On the heels of new reports indicating that millions of consumers are adopting free social and messaging apps across iOS and Android at a record pace, today’s report and corresponding projections from Strategy Analytics are far from shocking.
Global expenditure on operator messaging services, which includes SMS and MMS, declined for the first time in 2013 following its peak in 2012.
The revised Global Mobile Messaging Forecast from Strategy Analytics reveals that operator revenue from messaging services fell by almost 4 percent last year to just below $104 Billion.

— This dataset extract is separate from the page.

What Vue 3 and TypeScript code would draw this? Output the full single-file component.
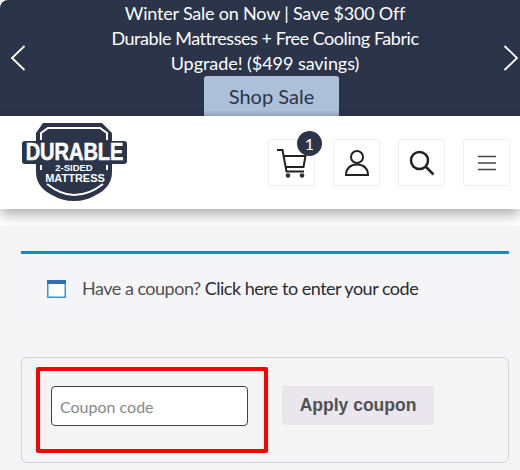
<template>
  <div class="page">
    <section class="promo">
      <button class="arrow" aria-label="Previous">
        <svg width="16" height="28" viewBox="0 0 16 28"><path d="M14.5 2 L2 14 L14.5 26" /></svg>
      </button>
      <div class="promo-body">
        <p v-for="line in promoLines" :key="line">{{ line }}</p>
        <a class="shop">Shop Sale</a>
      </div>
      <button class="arrow next" aria-label="Next">
        <svg width="16" height="28" viewBox="0 0 16 28"><path d="M1.5 2 L14 14 L1.5 26" /></svg>
      </button>
    </section>

    <header class="head">
      <svg class="logo" width="108" height="80" viewBox="0 0 108 80">
        <path class="navy" d="M22 1 H81 L91 11 V19 H103 Q106 19 106 22 V39 Q106 42 103 42 H91 V50 Q91 65 75 73 Q65 79 53 79 Q41 79 31 73 Q15 65 15 50 V42 H4 Q1 42 1 39 V22 Q1 19 4 19 H15 V11 Z" />
        <path class="line" d="M20 18 V11 L27 6 H79 L86 11 V18" />
        <path class="line" d="M26 62 Q40 73 53 73 Q68 73 82 62" />
        <path class="line" d="M20 43 V48 M86 43 V48" />
        <text class="t1" transform="translate(53.5 38) scale(1 1.180)">DURABLE</text>
        <text class="t2" x="53" y="49">2-SIDED</text>
        <text class="t3" x="54" y="60">MATTRESS</text>
      </svg>
      <nav class="tools">
        <a class="tool">
          <svg width="32" height="32" viewBox="0 0 32 32">
            <path class="stroke" d="M1 3 H6.500 L10.500 24.500 H28" />
            <path class="stroke" d="M7.500 9 H29.500 L27.500 20 H9.500" />
            <circle cx="12" cy="28.500" r="2.300" fill="#333" />
            <circle cx="26" cy="28.500" r="2.300" fill="#333" />
          </svg>
          <span class="badge">1</span>
        </a>
        <a class="tool">
          <svg width="26" height="28" viewBox="0 0 26 28">
            <circle class="stroke" cx="13" cy="8" r="6" />
            <path class="stroke" d="M2 26 H24 C24 19 19 15.500 13 15.500 C7 15.500 2 19 2 26 Z" />
          </svg>
        </a>
        <a class="tool">
          <svg width="26" height="26" viewBox="0 0 26 26">
            <circle class="stroke thick" cx="10.500" cy="10.500" r="8.500" />
            <path class="stroke thick" d="M17 17 L24.500 24.500" />
          </svg>
        </a>
        <a class="tool">
          <svg width="20" height="16" viewBox="0 0 20 16">
            <path class="stroke bars" d="M1 1.500 H19 M1 8 H19 M1 14.500 H19" />
          </svg>
        </a>
      </nav>
    </header>

    <main class="content">
      <div class="notice">
        <svg width="19" height="18" viewBox="0 0 19 18">
          <rect x="0.750" y="0.750" width="17.500" height="16.500" fill="#fff" stroke="#3a96d6" stroke-width="1.500" />
          <rect x="0" y="0" width="19" height="4" fill="#2f6fb0" />
        </svg>
        <span class="notice-text">Have a coupon? <a>Click here to enter your code</a></span>
      </div>

      <form class="coupon" @submit.prevent>
        <div class="field">
          <input type="text" placeholder="Coupon code" />
          <span class="marker"></span>
        </div>
        <button class="apply" type="submit">Apply coupon</button>
      </form>
    </main>
  </div>
</template>

<script setup lang="ts">
const promoLines: string[] = [
  'Winter Sale on Now | Save $300 Off',
  'Durable Mattresses + Free Cooling Fabric',
  'Upgrade! ($499 savings)',
]
</script>

<style>
html, body {
  margin: 0;
  background: #fff;
}
</style>

<style scoped>
.page {
  width: 520px;
  height: 470px;
  overflow: hidden;
  font-family: "Lato", "Liberation Sans", sans-serif;
  background: #fff;
}

.promo {
  height: 116px;
  display: flex;
  justify-content: space-between;
  background: #2b3449;
  border-top-left-radius: 8px;
}

.arrow {
  width: 44px;
  padding: 44px 0 0 10px;
  border: 0;
  background: none;
  display: flex;
  align-items: flex-start;
}
.arrow.next {
  width: 34px;
  padding-left: 17px;
}
.arrow svg path {
  fill: none;
  stroke: #fff;
  stroke-width: 1.800;
}

.promo-body {
  flex: 1;
  display: flex;
  flex-direction: column;
  align-items: center;
  color: #fff;
  font-size: 18px;
  line-height: 25px;
  padding-top: 1px;
}
.promo-body p {
  margin: 0;
  white-space: nowrap;
  letter-spacing: -0.2px;
}
.promo-body p:nth-child(2) {
  letter-spacing: -0.45px;
}
.promo-body p:nth-child(3) {
  letter-spacing: -0.05px;
}

.shop {
  box-sizing: border-box;
  width: 135px;
  height: 40px;
  margin-left: 13px;
  border-radius: 3px 3px 0 0;
  background: linear-gradient(#adc0da 85%, #98a9c4);
  color: #2b3449;
  font-size: 20px;
  line-height: 40px;
  text-align: center;
}

.head {
  height: 93px;
  display: flex;
  align-items: center;
  justify-content: space-between;
  padding: 0 10px 0 21px;
  background: #fff;
  box-shadow: 0 6px 12px rgba(0, 0, 0, 0.3);
  position: relative;
}
.logo {
  margin-top: -1px;
}
.navy {
  fill: #2b3449;
}
.line {
  fill: none;
  stroke: #fff;
  stroke-width: 2;
}
.t1 {
  font-family: "Liberation Sans", sans-serif;
  font-weight: 700;
  font-size: 20px;
  fill: #fff;
  text-anchor: middle;
  stroke: #fff;
  stroke-width: 0.5;
}
.t2,
.t3 {
  font-family: "Liberation Sans", sans-serif;
  font-weight: 700;
  font-size: 9.500px;
  fill: #fff;
  text-anchor: middle;
}
.t3 {
  font-size: 11px;
}

.tools {
  display: flex;
  gap: 18px;
}
.tool {
  position: relative;
  box-sizing: border-box;
  width: 47px;
  height: 47px;
  display: flex;
  align-items: center;
  justify-content: center;
  border: 1px solid #efefef;
  border-radius: 2px;
}
.stroke {
  fill: none;
  stroke: #222;
  stroke-width: 2;
}
.thick {
  stroke-width: 2.500;
}
.bars {
  stroke: #444;
  stroke-width: 1.600;
}
.badge {
  position: absolute;
  top: -9px;
  right: -8px;
  width: 25px;
  height: 25px;
  border-radius: 50%;
  background: #2b3449;
  color: #fff;
  font-size: 16px;
  line-height: 25px;
  text-align: center;
}

.content {
  margin-top: 17px;
  height: 244px;
  padding: 25px 11px 0 21px;
  background: #f4f4f5;
}

.notice {
  height: 69px;
  display: flex;
  align-items: center;
  gap: 16px;
  padding-left: 26px;
  border-top: 3px solid #2185bf;
  background: #f5f5f8;
}
.notice-text {
  font-size: 18px;
  letter-spacing: -0.5px;
  color: #515151;
  margin-top: -2px;
}
.notice-text a {
  color: #2b2b33;
}

.coupon {
  box-sizing: border-box;
  height: 106px;
  margin-top: 34px;
  display: flex;
  align-items: flex-start;
  gap: 34px;
  padding: 28px 0 0 29px;
  border: 1px solid #d0d0e0;
  border-radius: 6px;
}

.field {
  position: relative;
}
input {
  display: block;
  box-sizing: border-box;
  width: 197px;
  height: 40px;
  padding: 0 8px;
  border: 1px solid #4a3f3f;
  border-radius: 4px;
  background: #fff;
  font-family: inherit;
  font-size: 16px;
}
input::placeholder {
  color: #888;
}
.marker {
  position: absolute;
  left: -15px;
  top: -19px;
  width: 232px;
  height: 86px;
  box-sizing: border-box;
  border: 4px solid #f00;
  border-radius: 2px;
}

.apply {
  width: 152px;
  height: 39px;
  border: 0;
  border-radius: 3px;
  background: #e9e6ed;
  color: #515151;
  font-family: "Liberation Sans", sans-serif;
  font-weight: 700;
  font-size: 17.500px;
}
</style>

Continued intense competition for subscribers between operators combined with the fast growing popularity of over-the-top instant messaging services like WhatsApp, Line Messenger and Tencent’s WeChat will drive a 20 percent fall in global operator messaging revenue by 2017.
David MacQueen, Director of Media & Apps at Strategy Analytics, says that while RCS/ RCS-e enables mobile operators both to evolve mobile messaging beyond SMS and MMS and keep operators relevant in mobile messaging, “it will not offset the current decline in messaging revenue. We forecast that by 2017 there will be just below 180 million users of RCS/ RCS-e based services. However, RCS/ RCS-e messaging will contribute little direct revenue for mobile operators. To offset lower consumer spend levels, carriers should aim to tap opportunities such as mobile marketing, or increase innovation by opening up SMS platforms to businesses and the developer community”
According to the same projection, the decline in messaging revenue will be more pronounced in regions with the greatest penetration of smartphones and data users, like North America and Western Europe, “where SMS and MMS expenditure will decline by 38 percent and almost 28 percent respectively.”